WireTap: Why did you write "Student Against Sweatshops"?
LF: I had been writing about youth activism, and about labor issues, for a number of years. So when the Nation magazine asked me to start writing about anti-sweatshop and related campus campaigns, I was delighted. USAS had already begun work on a book; Colin Robinson (then-publisher of Verso) saw my Nation work and suggested we collaborate. Since USAS and I already had a friendly relationship, we agreed.
Do you have a personal history of activism?

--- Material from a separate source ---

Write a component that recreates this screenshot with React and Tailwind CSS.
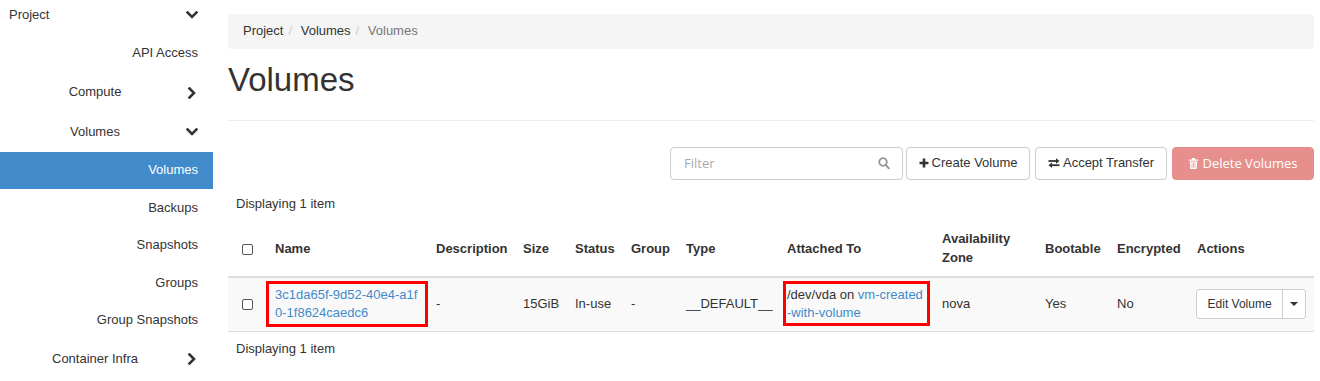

Yes. I started as an anti-nuclear activist early in college (this was the late 1980s), and then got involved with the campus PIRG (Public Interest Research Group) which worked mostly on environmental issues. I still think all those issues are extremely important (maybe now more than ever), but I became a lot more interested in how human beings can figure out how to live together on this planet -- in gender, racial and economic terms. [I also became interested] in confronting the destructive power of capital, something that wasn't much talked about at that point, even by most progressive activists.
I became pretty active in feminist and "diversity" (early 1990s buzzword) work on campus, as well as protesting the Gulf War, and moves by the university to arm campus security guards with guns, which were strenuously resisted by a great coalition of students of color, anti-authoritarian hippies and peaceniks. I was also very involved in the administration of our student housing cooperatives -- they were the best places to find people interested in more egalitarian forms of economic organization.
In "SAS", you mention that if predominantly white, middle class activists manage to build coalitions with minority and lower class groups then "shit will really go down." However, you don't seem confident that this will occur. What can activists do to build such bridges and to broaden the movement as a whole?
I think this happens when privileged activists are willing to actively support the work of activists who have less power. For example, middle-class white people have been working in solidarity with immigrants who are fighting the government's racist crackdown, which includes detentions, privacy violations and restricted access to education.
I have sometimes heard the anti-corporate/anti-globalization movement referred to as a movement for global democracy. What is the difference among these terms, and which is the most useful?
Good question! I ask myself this question a lot, and I'm not sure. As my colleague, the left economic journalist Doug Henwood, is always pointing out, "anti-globalization" is a term that should probably be retired. We're always having to clarify that we're not against all kinds of globalization, just the capitalist, or corporate kind. There are a lot of good things about having an interconnected global economy -- we should probably be fighting to socialize it rather than rejecting it. "Anti-corporate" is better, but isn't quite precise enough because not all the problems that concern our movement are caused by corporations; corporations are just one of many ways that the rich, under capitalism, maintain power. I like the "movement for global democracy," I think it's very accurate, but I worry that to people who aren't in the activist loop, it's not clear enough that we're talking about our economic system. I do kind of like the term "global economic justice movement."